We all make mistakes from time to time, whether it was failing to use your turn signal or forgetting an anniversary, but some mistakes can be far costlier than others. In terms of monetary loss that is, because nothing is worse than forgetting an anniversary. Making a mistake while doing your small business taxes can cost you dearly.

Being an owner of a small business, you want to do what you can to avoid costly fees, penalties and audits. The best way to avoid these money-eating mistakes is by employing tax services in Greeley. But if you don’t take well to advice and decide to do your own taxes, here are a few mistakes you will certainly want to avoid.

Losing Track of Receipts

Being the owner of a small business means you run around wearing all sorts of hats. It’s all too easy to get caught up in a frantic moment and stuff an important receipt in your pants pocket or glovebox, only to never be seen again. The problem is you can’t deduct what you have not documented. So this means you are likely to pay more taxes than you need to.

Mixing Personal and Business Expenses

Many small business owners operate out of their personal bank accounts and therefore make purchases that are for their business and personal. But the IRS is only interested in your business-related expenses and if you are confused about what expenses were personal and what expenses were for the business, it could land you in a little hot water. Your best bet is to have a separate business bank account.

Not Filing on Time

When business owners don’t have the cash on hand to pay their taxes, they often fail to file a tax return at all. All this does is results in a failure-to-file penalty that will accrue until you do file your taxes. Even if you can’t pay your taxes, at least file for an extension and avoid paying the penalties.

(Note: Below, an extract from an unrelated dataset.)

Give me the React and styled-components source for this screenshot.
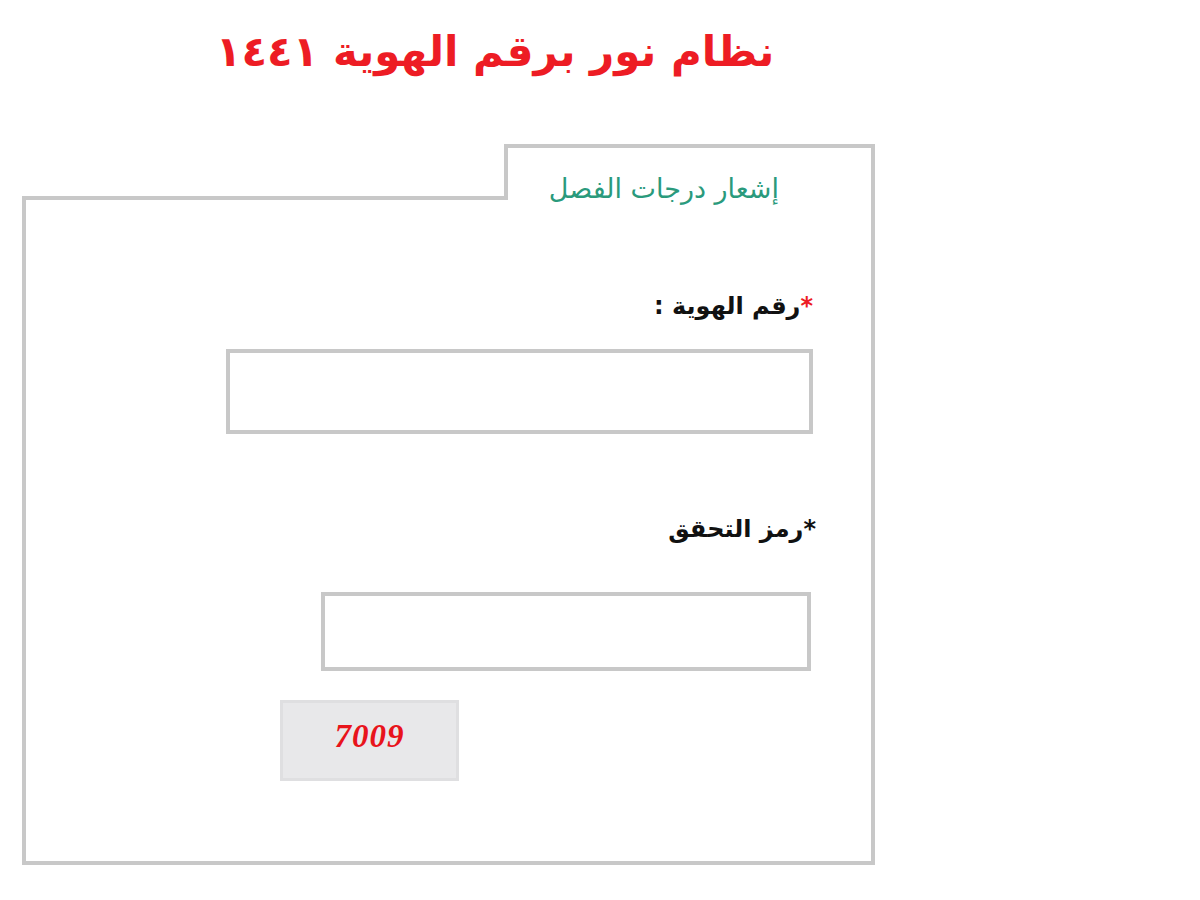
import React, { useState } from "react";
import styled, { createGlobalStyle } from "styled-components";

const GlobalStyle = createGlobalStyle`
  body {
    margin: 0;
    background: #fff;
    font-family: "DejaVu Sans", "Noto Sans", sans-serif;
  }
`;

const Page = styled.div`
  width: 1200px;
  height: 900px;
  overflow: hidden;
`;

const Title = styled.h1`
  width: 990px;
  margin: 0;
  height: 104px;
  line-height: 104px;
  text-align: center;
  direction: rtl;
  color: #ed1c24;
  font-size: 42px;
  font-weight: bold;
`;

const Panel = styled.div`
  width: 853px;
  margin: 40px 0 0 22px;
  direction: rtl;
`;

const TabRow = styled.div`
  display: flex;
  height: 56px;
`;

const Tab = styled.div`
  width: 371px;
  box-sizing: border-box;
  border: 4px solid #c8c8c8;
  border-bottom: none;
  padding-right: 92px;
  padding-top: 24px;
  color: #2a9a7c;
  font-size: 27px;
  line-height: 34px;
`;

const TabFiller = styled.div`
  flex: 1;
  border-bottom: 4px solid #c8c8c8;
`;

const Body = styled.div`
  height: 665px;
  box-sizing: border-box;
  border: 4px solid #c8c8c8;
  border-top: none;
  padding: 86px 58px 0 0;
`;

const Label = styled.label`
  display: block;
  font-size: 24px;
  font-weight: bold;
  color: #111;
  line-height: 40px;
  margin-right: ${(p) => p.$shift || 0}px;
`;

const Star = styled.span`
  color: ${(p) => (p.$red ? "#ed1c24" : "#111")};
`;

const Input = styled.input`
  display: block;
  box-sizing: border-box;
  width: ${(p) => p.$w}px;
  height: ${(p) => p.$h}px;
  margin-top: ${(p) => p.$top}px;
  margin-right: ${(p) => p.$right || 0}px;
  border: 4px solid #c8c8c8;
  background: #fff;
  outline: none;
  font-size: 20px;
`;

const Group = styled.div`
  margin-top: ${(p) => p.$top}px;
`;

const Captcha = styled.div`
  width: 179px;
  height: 81px;
  box-sizing: border-box;
  margin: 29px 354px 0 0;
  border: 3px solid #dfdfe1;
  background: #e8e8ea;
  display: flex;
  align-items: center;
  justify-content: center;
  direction: ltr;
  color: #e8141c;
  font-family: "Liberation Serif", serif;
  font-style: italic;
  font-weight: bold;
  font-size: 33px;
  letter-spacing: 1px;
  padding-bottom: 8px;
`;

const App = () => {
  const [id, setId] = useState("");
  const [code, setCode] = useState("");
  return (
    <Page>
      <GlobalStyle />
      <Title>نظام نور برقم الهوية ١٤٤١</Title>
      <Panel>
        <TabRow>
          <Tab>إشعار درجات الفصل</Tab>
          <TabFiller />
        </TabRow>
        <Body>
          <Group $top={0}>
            <Label>
              <Star $red>*</Star>رقم الهوية :
            </Label>
            <Input
              $w={587}
              $h={85}
              $top={23}
              value={id}
              onChange={(e) => setId(e.target.value)}
            />
          </Group>
          <Group $top={75}>
            <Label $shift={-3}>
              <Star>*</Star>رمز التحقق
            </Label>
            <Input
              $w={490}
              $h={79}
              $top={43}
              $right={2}
              value={code}
              onChange={(e) => setCode(e.target.value)}
            />
          </Group>
          <Captcha>7009</Captcha>
        </Body>
      </Panel>
    </Page>
  );
};

export default App;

Not Claiming Home Office Deduction

If you are running your business out of your home, don’t forget to take a deduction for it. There are some business owners who feel this is a red flag for auditors, but just over half of all businesses in the United States are run from homes, so your fear of an audit is not real.

Keeping Poor Records

One of the most important aspects of running a small business is keeping good records. When you keep good records, it is easier to properly deduct expenses, track inventory and report employee payrolls. Keeping good records is all about being well-organized and not relying on your memory. You should have accurate records of all business purchases including rent, gifts, office supplies, travel expenses and advertising.

Taxes are a challenge for small business owners. There is just so much going on that it is hard to keep track of it all. If you are going to bed at night full of worries concerning your taxes, it might be well worth employing a tax service.